“The Tale of the Wood-Cutter” (Taketori Monogatari) is a very famous Japanese fairy tale from the Heian era. It tells the story of an elderly and childless couple, who prayed the gods for a child, and one day found a baby-girl inside a bamboo tree. They named her Kaguya (“Moon-Glow”) and she grew up to be a beautiful girl. She had many suitors, who she sent to preform impossible tasks in order to win her hand in marriage.
Rummers of her beauty spread across the country and reached the emperor himself, who went to see her and instantly fell in love with her. She returned his feelings, but was very sad. When her parents asked her for the reason, she answered that she’s actually the princess of the moon kingdom who was sent to earth due to a punishment, and now that it’s over, she must leave them all and return to the moon. When an entourage from the moon came with a carriage to escort her on her journey, the emperor sent his soldiers to kill them. They were unable to do so, and so Kaguya Hime stepped into the carriage that flew her back to the moon. My shortened version of this story hardly does it any justice, so I highly recommend reading the full version here.
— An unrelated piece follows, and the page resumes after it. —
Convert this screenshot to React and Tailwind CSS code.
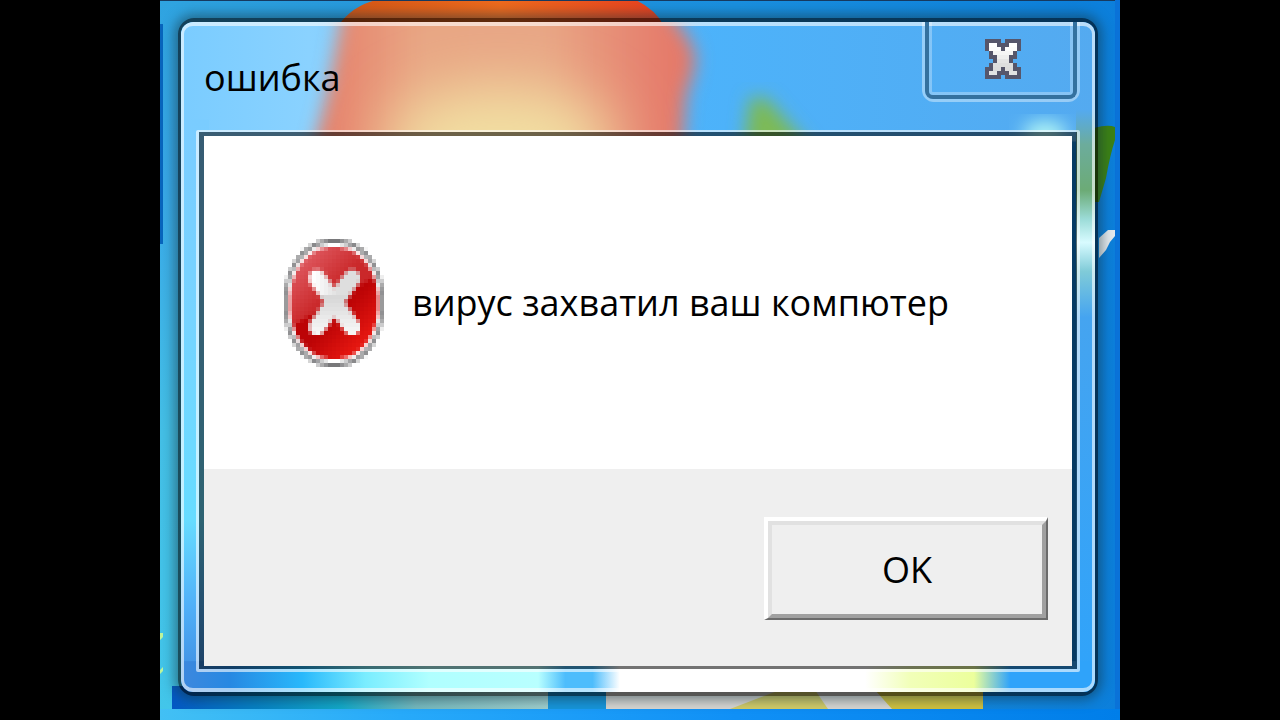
const GLYPH = [
  "####.####",
  "#oo###oo#",
  "#ooo#ooo#",
  ".#ooooo#.",
  ".##ooo##.",
  "..#ooo#..",
  ".#ooooo#.",
  "##oo#oo##",
  "#oo###oo#",
  "####.####",
];
const SHADES = ["", "#ffffff", "#fcfcfc", "#f5f5f5", "#eeeeee", "#e4e4e4", "#dedede", "#dcdcdc", "#e2e2e2", ""];

function CloseGlyph() {
  return (
    <svg viewBox="0 0 36 40" className="h-10 w-9" shapeRendering="crispEdges" aria-hidden="true">
      {GLYPH.map((row, y) =>
        row.split("").map((c, x) =>
          c === "." ? null : (
            <rect key={x + "-" + y} x={x * 4} y={y * 4} width="4" height="4" fill={c === "#" ? "#56566b" : SHADES[y]} />
          )
        )
      )}
    </svg>
  );
}

function Wallpaper() {
  return (
    <svg viewBox="160 0 960 720" preserveAspectRatio="none" className="absolute inset-0 h-full w-full" aria-hidden="true">
      <defs>
        <linearGradient id="sky" x1="0" x2="1" y1="0" y2="0">
          <stop offset="0" stopColor="#2fa3e0" />
          <stop offset="0.3" stopColor="#2496dc" />
          <stop offset="0.6" stopColor="#1a90e0" />
          <stop offset="1" stopColor="#0c7fdb" />
        </linearGradient>
        <linearGradient id="leftSky" x1="0" x2="0" y1="0" y2="1">
          <stop offset="0" stopColor="#2fa3e0" />
          <stop offset="0.25" stopColor="#38a8e8" />
          <stop offset="0.6" stopColor="#44bfe6" />
          <stop offset="1" stopColor="#42c6ea" />
        </linearGradient>
        <linearGradient id="floor" x1="0" x2="1" y1="0" y2="0">
          <stop offset="0" stopColor="#42c0f4" />
          <stop offset="0.25" stopColor="#27aafa" />
          <stop offset="0.6" stopColor="#1090f6" />
          <stop offset="1" stopColor="#007ee9" />
        </linearGradient>
        <linearGradient id="strip" gradientUnits="userSpaceOnUse" x1="172" x2="548" y1="0" y2="0">
          <stop offset="0" stopColor="#0458c4" />
          <stop offset="0.22" stopColor="#0680c4" />
          <stop offset="0.45" stopColor="#13a9c8" />
          <stop offset="0.65" stopColor="#76b9be" />
          <stop offset="1" stopColor="#a0cfce" />
        </linearGradient>
        <linearGradient id="flag" x1="0" x2="1" y1="0" y2="0">
          <stop offset="0" stopColor="#d45616" />
          <stop offset="0.5" stopColor="#ee6a1d" />
          <stop offset="1" stopColor="#e84020" />
        </linearGradient>
      </defs>
      <rect x="160" y="0" width="960" height="720" fill="url(#sky)" />
      <rect x="160" y="0" width="40" height="720" fill="url(#leftSky)" />
      <rect x="160" y="24" width="3" height="220" fill="#0865bd" />
      <path d="M338 26Q352 6 376 0H636Q656 10 664 26Z" fill="url(#flag)" />
      <rect x="160" y="0" width="960" height="1" fill="#173a60" />
      <path d="M1094 128Q1108 124 1115 127V140Q1110 155 1106 178L1099 202H1094Z" fill="#3c8215" />
      <path d="M1099 238L1108 230H1115V236L1110 242L1106 250L1099 258Z" fill="#e5eaee" />
      <rect x="1115" y="0" width="5" height="720" fill="#0a72d8" />
      <path d="M160 633h3v4l-3 3zM160 670l3-3v4l-3 3z" fill="#bdf59b" />
      <rect x="172" y="686" width="376" height="23" fill="url(#strip)" />
      <rect x="548" y="690" width="58" height="19" fill="#1795da" />
      <rect x="606" y="690" width="377" height="19" fill="#d8d6d2" />
      <path d="M730 709L780 690H815L828 709Z" fill="#d2cb68" />
      <path d="M875 690H983V709H892Z" fill="#d0c13f" />
      <rect x="160" y="709" width="960" height="11" fill="url(#floor)" />
    </svg>
  );
}

function Glass() {
  return (
    <svg viewBox="181 22 914 673" preserveAspectRatio="none" className="absolute inset-0 h-full w-full" aria-hidden="true">
      <defs>
        <filter id="soft" x="-30%" y="-30%" width="160%" height="160%">
          <feGaussianBlur stdDeviation="9" />
        </filter>
        <filter id="softer" x="-80%" y="-120%" width="260%" height="340%">
          <feGaussianBlur stdDeviation="30" />
        </filter>
        <linearGradient id="pane" x1="0" x2="1" y1="0" y2="0">
          <stop offset="0" stopColor="#7accff" />
          <stop offset="0.14" stopColor="#8ad2ff" />
          <stop offset="0.55" stopColor="#4cb3fb" />
          <stop offset="1" stopColor="#54aaf0" />
        </linearGradient>
        <linearGradient id="leftPane" x1="0" x2="0" y1="0" y2="1">
          <stop offset="0" stopColor="#7accff" />
          <stop offset="0.35" stopColor="#76d4ff" />
          <stop offset="0.7" stopColor="#66dcff" />
          <stop offset="0.85" stopColor="#50b0f8" />
          <stop offset="1" stopColor="#3c88de" />
        </linearGradient>
        <linearGradient id="rightPane" gradientUnits="userSpaceOnUse" x1="0" x2="0" y1="110" y2="690">
          <stop offset="0" stopColor="#54aaf0" />
          <stop offset="0.06" stopColor="#6cac9c" />
          <stop offset="0.14" stopColor="#6cab76" />
          <stop offset="0.19" stopColor="#9cdcd8" />
          <stop offset="0.23" stopColor="#d8fbff" />
          <stop offset="0.28" stopColor="#80cbd8" />
          <stop offset="0.36" stopColor="#45a4f0" />
          <stop offset="1" stopColor="#2fa3fa" />
        </linearGradient>
        <linearGradient id="bottomPane" gradientUnits="userSpaceOnUse" x1="184" x2="1092" y1="0" y2="0">
          <stop offset="0" stopColor="#3c88de" />
          <stop offset="0.05" stopColor="#2788e2" />
          <stop offset="0.13" stopColor="#28b8fb" />
          <stop offset="0.2" stopColor="#7aedff" />
          <stop offset="0.27" stopColor="#b0ffff" />
          <stop offset="0.39" stopColor="#b8ffff" />
          <stop offset="0.42" stopColor="#4dbdfc" />
          <stop offset="0.45" stopColor="#4dbdfc" />
          <stop offset="0.48" stopColor="#ffffff" />
          <stop offset="0.75" stopColor="#ffffff" />
          <stop offset="0.8" stopColor="#f1ffb8" />
          <stop offset="0.87" stopColor="#ecff9c" />
          <stop offset="0.91" stopColor="#2fa3fa" />
          <stop offset="1" stopColor="#2fa3fa" />
        </linearGradient>
        <linearGradient id="blob" gradientUnits="userSpaceOnUse" x1="330" x2="690" y1="0" y2="0">
          <stop offset="0" stopColor="#e6826c" />
          <stop offset="0.25" stopColor="#e8a684" />
          <stop offset="0.6" stopColor="#e8a685" />
          <stop offset="0.95" stopColor="#e57a6a" />
          <stop offset="1" stopColor="#e67868" />
        </linearGradient>
      </defs>
      <rect x="181" y="22" width="914" height="120" fill="url(#pane)" />
      <g filter="url(#soft)">
        <path d="M348 -20H640Q685 25 694 52Q698 64 686 95L680 180H304Q326 110 334 60Z" fill="url(#blob)" />
      </g>
      <ellipse cx="500" cy="146" rx="115" ry="60" fill="#f2dfa2" filter="url(#softer)" />
      <path d="M750 98L766 98L812 150H744Z" fill="#7dba55" filter="url(#soft)" />
      <ellipse cx="1045" cy="134" rx="22" ry="12" fill="#b4f8f4" filter="url(#soft)" />
      <rect x="181" y="120" width="28" height="575" fill="url(#leftPane)" />
      <rect x="1076" y="110" width="19" height="585" fill="url(#rightPane)" />
      <rect x="184" y="664" width="911" height="31" fill="url(#bottomPane)" />
    </svg>
  );
}

const CELL = 4;
const COLS = 25;
const ROWS = 32;

const mix = (a, b, t) => a.map((v, i) => v + (b[i] - v) * Math.max(0, Math.min(1, t)));

function distance(px, py, x1, y1, x2, y2) {
  const dx = x2 - x1;
  const dy = y2 - y1;
  const t = Math.max(0, Math.min(1, ((px - x1) * dx + (py - y1) * dy) / (dx * dx + dy * dy)));
  return Math.hypot(px - x1 - t * dx, py - y1 - t * dy);
}

function badgeColor(x, y) {
  const shape = (rx, ry) => Math.abs((x - 50) / rx) ** 2.15 + Math.abs((y - 64) / ry) ** 2.15;
  if (shape(50, 64) > 1) return [255, 255, 255];
  if (shape(47, 60) > 1) return [120, 120, 122];
  if (shape(44, 56) > 1) return [255, 255, 255];
  const arm = Math.min(distance(x, y, 33, 39, 68, 88), distance(x, y, 68, 39, 33, 88));
  if (arm < 8.5) {
    return y < 56 ? mix([255, 255, 255], [222, 222, 222], (x - 30) / 24) : mix([216, 216, 216], [246, 246, 246], (y - 60) / 32);
  }
  if (y < 92 - x * 0.6) return mix([222, 88, 94], [202, 40, 42], (x + y - 40) / 60);
  return mix([188, 4, 6], [228, 22, 16], (x + y - 130) / 50);
}

const BADGE = [];
for (let r = 0; r < ROWS; r++) {
  for (let c = 0; c < COLS; c++) {
    const sum = [0, 0, 0];
    for (let i = 0; i < 16; i++) {
      badgeColor(c * CELL + (i % 4) + 0.5, r * CELL + Math.floor(i / 4) + 0.5).forEach((v, k) => (sum[k] += v / 16));
    }
    BADGE.push({ x: c * CELL, y: r * CELL, fill: "rgb(" + sum.map(Math.round).join(",") + ")" });
  }
}

function ErrorIcon() {
  return (
    <svg viewBox="0 0 100 128" className="h-32 w-[100px] shrink-0" shapeRendering="crispEdges" aria-hidden="true">
      {BADGE.map((p) => (
        <rect key={p.x + "-" + p.y} x={p.x} y={p.y} width={CELL} height={CELL} fill={p.fill} />
      ))}
    </svg>
  );
}

export default function App() {
  return (
    <main className="flex min-h-screen justify-center bg-black font-['Open_Sans','Noto_Sans',sans-serif] text-black">
      <div className="relative flex w-3/4 overflow-hidden pt-[18px] pr-[22px] pb-6 pl-[18px]">
        <Wallpaper />
        <section
          role="dialog"
          aria-labelledby="title"
          className="relative flex flex-1 flex-col rounded-2xl border-x-3 border-y-4 border-black/60 shadow-[0_0_12px_4px_rgba(20,50,60,0.5)]"
        >
          <div className="relative flex flex-1 flex-col overflow-hidden rounded-xl">
            <Glass />
            <div className="relative flex flex-1 flex-col rounded-xl border-x-3 border-y-4 border-white/60">
              <header className="flex h-26 items-start justify-between pr-3 pl-5">
                <h1 id="title" className="pt-6 text-[36px] leading-14">ошибка</h1>
                <button
                  type="button"
                  aria-label="Закрыть"
                  className="-mt-1 flex h-20 w-[158px] rounded-b-xl border-x-3 border-b-3 border-white/40"
                >
                  <span className="flex h-full w-full rounded-b-lg border-x-4 border-b-4 border-[#34719f]">
                    <span className="flex h-full w-full items-center justify-center rounded-b-sm border-x-3 border-b-3 border-white/30 pt-1 pl-1">
                      <CloseGlyph />
                    </span>
                  </span>
                </button>
              </header>
              <div className="mx-3 mb-4 flex flex-1 flex-col rounded-xs border-3 border-t-2 border-white/60">
                <div className="flex flex-1 flex-col border-x-5 border-t-4 border-b-3 border-black/55">
                  <div className="flex flex-1 items-center gap-7 bg-white pl-20">
                    <ErrorIcon />
                    <p className="text-[36px] leading-12 whitespace-nowrap">вирус захватил ваш компютер</p>
                  </div>
                  <footer className="flex justify-end bg-[#efefef] pt-12 pr-6 pb-[46px]">
                    <button
                      type="button"
                      className="h-[103px] w-[284px] border-t-4 border-r-2 border-b-2 border-l-4 border-t-white border-r-[#6b6b6b] border-b-[#6b6b6b] border-l-white"
                    >
                      <span className="flex h-full w-full items-center justify-center border-4 border-t-[#e1e1e1] border-r-[#a0a0a0] border-b-[#a0a0a0] border-l-[#e1e1e1] text-[36px]">
                        OK
                      </span>
                    </button>
                  </footer>
                </div>
              </div>
            </div>
          </div>
        </section>
      </div>
    </main>
  );
}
As I’m sure you’ve noticed, there are many elements in this story that appear in Sailor Moon. First, there is the kingdom on the moon who has a princess. The princess is sent to Earth, adopted and raised by a human couple. In some versions of the story, Kaguya Hime was not sent to Earth because of a punishment, but to ensure her safety, while a celestial war was conducted on the moon. In the anime, princess Serenity was sent to Earth to be reborn as a human after she died in the war on the moon.
Next we have the moon princess and a human from the royal family falling in love with each other but get separated, while our Sailor Moon princess eventually gets to stay on Earth with her love. Another element I believe is taken from this story is the immortality of the moon people, since they could not be killed by the emperor’s soldiers.
There’s no doubt that Takeuchi-sensei came up with story of Sailor Moon by herself, but with such resemblance to this fairy tale, I’m pretty sure that “The Tale of the Wood-Cutter” was a source of inspiration to her. More ever, there are sometimes references to the fairy tale in Sailor Moon itself: In vol.11 of the manga, there’s a villain believed to be Princess Kaguya by a scientist who’s obssesed with the story (the plot of the second anime movie is based on this volume). In episode 10 of the live-action series, Zoicite composes his “Princess Requiem” that erases all the references to princesses – among them Kaguya Hime – when played. This fairy tale has also a reference in all the “Kaguya shima” (Island of Kaguya) story-arc of the musicals.